[Pages as source code]

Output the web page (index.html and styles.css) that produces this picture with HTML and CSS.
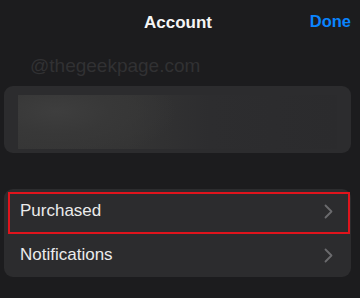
FILE: index.html
```html
<!DOCTYPE html>
<html>
<head>
<meta charset="utf-8">
<link rel="stylesheet" href="styles.css">
</head>
<body>
<div class="screen">
  <header class="nav">
    <span class="nav-title">Account</span>
    <span class="nav-done">Done</span>
  </header>
  <div class="watermark">@thegeekpage.com</div>
  <section class="card profile">
    <div class="blur"></div>
  </section>
  <section class="card list">
    <div class="row">
      <span class="label">Purchased</span>
      <svg class="chev" width="9" height="15" viewBox="0 0 9 15"><path d="M1.5 1.5 L7.5 7.5 L1.5 13.5" fill="none" stroke="#6b6b6e" stroke-width="1.8" stroke-linecap="round" stroke-linejoin="round"/></svg>
      <div class="highlight"></div>
    </div>
    <div class="row">
      <span class="label">Notifications</span>
      <svg class="chev" width="9" height="15" viewBox="0 0 9 15"><path d="M1.5 1.5 L7.5 7.5 L1.5 13.5" fill="none" stroke="#6b6b6e" stroke-width="1.8" stroke-linecap="round" stroke-linejoin="round"/></svg>
    </div>
  </section>
</div>
</body>
</html>
```
FILE: styles.css
```css
html, body {
  margin: 0;
  padding: 0;
  background: #1c1c1e;
}
.screen {
  width: 360px;
  height: 298px;
  overflow: hidden;
  background: #1c1c1e;
  font-family: "Liberation Sans", Arial, sans-serif;
  color: #f2f2f2;
}
.nav {
  position: relative;
  height: 44px;
  display: flex;
  align-items: center;
  justify-content: center;
}
.nav-title {
  font-size: 17px;
  font-weight: bold;
  color: #f5f5f5;
  margin-top: 1px;
  margin-left: -4px;
}
.nav-done {
  position: absolute;
  right: 9px;
  top: 12px;
  font-size: 16.5px;
  font-weight: bold;
  color: #0a84ff;
}
.watermark {
  height: 31px;
  padding-top: 11px;
  padding-left: 30px;
  font-size: 19px;
  line-height: 22px;
  color: #313133;
}
.card {
  margin-left: 4px;
  width: 347px;
  background: #2c2c2e;
  border-radius: 9px;
}
.profile {
  height: 67px;
  padding: 9px 14px 0 14px;
  box-sizing: border-box;
  overflow: hidden;
}
.blur {
  height: 54px;
  background: radial-gradient(ellipse 120px 50px at 12% 30%, #3e3e3e 0%, #383838 45%, rgba(44,44,46,0) 100%),
              linear-gradient(90deg, #353535 0%, #343434 35%, #2d2d2f 60%, #2b2b2d 100%);
}
.list {
  margin-top: 36px;
}
.row {
  position: relative;
  height: 44px;
  display: flex;
  align-items: center;
  justify-content: space-between;
  padding: 0 18px 0 16px;
}
.label {
  font-size: 17px;
  color: #ebebeb;
}
.chev {
  display: block;
}
.highlight {
  position: absolute;
  left: 4px;
  top: 3px;
  width: 338px;
  height: 38px;
  border: 2px solid #e0141c;
}
```
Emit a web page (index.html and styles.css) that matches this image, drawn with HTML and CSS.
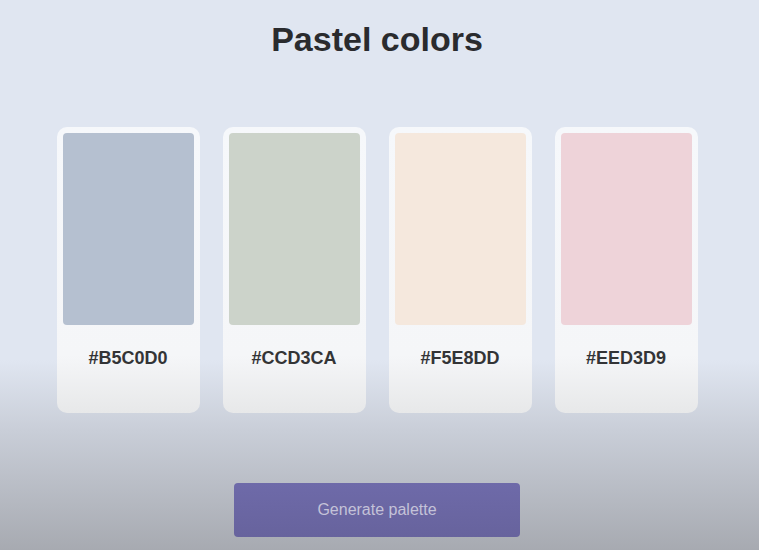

Exercise directions: Your task is to transcribe all of the records precisely, with no images included.

Result for this exercise:
Output the web page (index.html and styles.css) that produces this picture with HTML and CSS.
FILE: index.html
```html
<!DOCTYPE html>
<html>
<head>
<meta charset="utf-8">
<link rel="stylesheet" href="styles.css">
</head>
<body>
<div class="screen">
  <header class="nav">
    <span class="nav-title">Account</span>
    <span class="nav-done">Done</span>
  </header>
  <div class="watermark">@thegeekpage.com</div>
  <section class="card profile">
    <div class="blur"></div>
  </section>
  <section class="card list">
    <div class="row">
      <span class="label">Purchased</span>
      <svg class="chev" width="9" height="15" viewBox="0 0 9 15"><path d="M1.5 1.5 L7.5 7.5 L1.5 13.5" fill="none" stroke="#6b6b6e" stroke-width="1.8" stroke-linecap="round" stroke-linejoin="round"/></svg>
      <div class="highlight"></div>
    </div>
    <div class="row">
      <span class="label">Notifications</span>
      <svg class="chev" width="9" height="15" viewBox="0 0 9 15"><path d="M1.5 1.5 L7.5 7.5 L1.5 13.5" fill="none" stroke="#6b6b6e" stroke-width="1.8" stroke-linecap="round" stroke-linejoin="round"/></svg>
    </div>
  </section>
</div>
</body>
</html>
```
FILE: styles.css
```css
html, body {
  margin: 0;
  padding: 0;
  background: #1c1c1e;
}
.screen {
  width: 360px;
  height: 298px;
  overflow: hidden;
  background: #1c1c1e;
  font-family: "Liberation Sans", Arial, sans-serif;
  color: #f2f2f2;
}
.nav {
  position: relative;
  height: 44px;
  display: flex;
  align-items: center;
  justify-content: center;
}
.nav-title {
  font-size: 17px;
  font-weight: bold;
  color: #f5f5f5;
  margin-top: 1px;
  margin-left: -4px;
}
.nav-done {
  position: absolute;
  right: 9px;
  top: 12px;
  font-size: 16.5px;
  font-weight: bold;
  color: #0a84ff;
}
.watermark {
  height: 31px;
  padding-top: 11px;
  padding-left: 30px;
  font-size: 19px;
  line-height: 22px;
  color: #313133;
}
.card {
  margin-left: 4px;
  width: 347px;
  background: #2c2c2e;
  border-radius: 9px;
}
.profile {
  height: 67px;
  padding: 9px 14px 0 14px;
  box-sizing: border-box;
  overflow: hidden;
}
.blur {
  height: 54px;
  background: radial-gradient(ellipse 120px 50px at 12% 30%, #3e3e3e 0%, #383838 45%, rgba(44,44,46,0) 100%),
              linear-gradient(90deg, #353535 0%, #343434 35%, #2d2d2f 60%, #2b2b2d 100%);
}
.list {
  margin-top: 36px;
}
.row {
  position: relative;
  height: 44px;
  display: flex;
  align-items: center;
  justify-content: space-between;
  padding: 0 18px 0 16px;
}
.label {
  font-size: 17px;
  color: #ebebeb;
}
.chev {
  display: block;
}
.highlight {
  position: absolute;
  left: 4px;
  top: 3px;
  width: 338px;
  height: 38px;
  border: 2px solid #e0141c;
}
```
Emit a web page (index.html and styles.css) that matches this image, drawn with HTML and CSS.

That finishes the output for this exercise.